Reclaiming the Word: What an American Actually Is

We are not too late. To resist the bifurcation, the word must be restored to its full depth, legal, cultural, and moral. We must use it with intention and pride, remaining firm on who is and who is not an American, and we must insist that our leaders and the media we influence do the same.

An American is a person who belongs to the historic political, cultural, and moral community formed by the United States — a community joined not by ancestry alone but by entering, adopting, and upholding its constitutional order, its laws, its common language, its civic story, and its ethic of self-rule, ordered liberty, and mutual responsibility.

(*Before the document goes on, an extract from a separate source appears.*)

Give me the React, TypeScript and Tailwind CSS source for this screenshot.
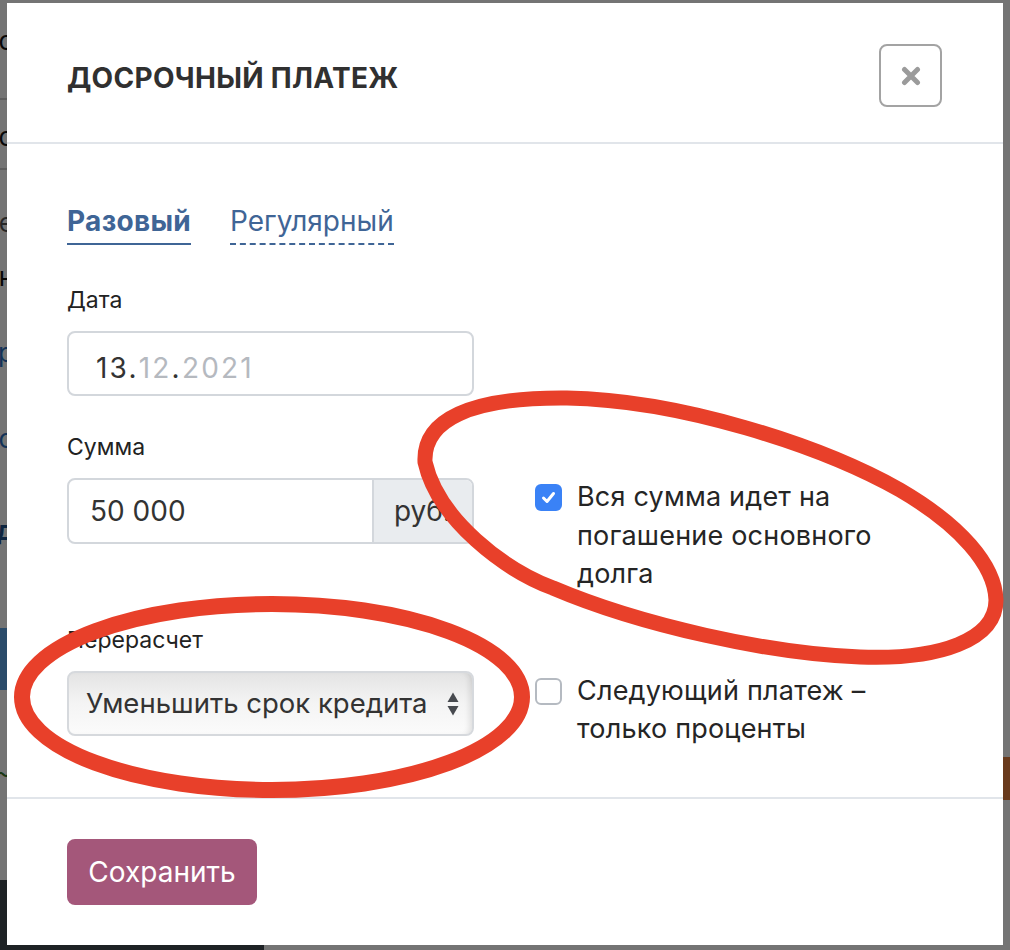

This definition honors every lawful immigrant who chose this nation intentionally. It honors naturalized citizens, who take the Oath more seriously than many natives. It honors the generations who built the country and the sacrifices made to hold it together. And it blocks the ideological rewrite of the word into a moral purity test.

A nation can survive hardship, recession, division, even conflict. But no nation survives the loss of the words that hold it together.

American is one of those words. It is not a slogan. It is not a posture. It is the name of a real people with a real history and real obligations. If the meaning of that word collapses, everything built upon it collapses as well.

To defend the meaning of American is not sentimentality. It is the necessary work of preserving a republic.





And the meaning of its name is not for sale.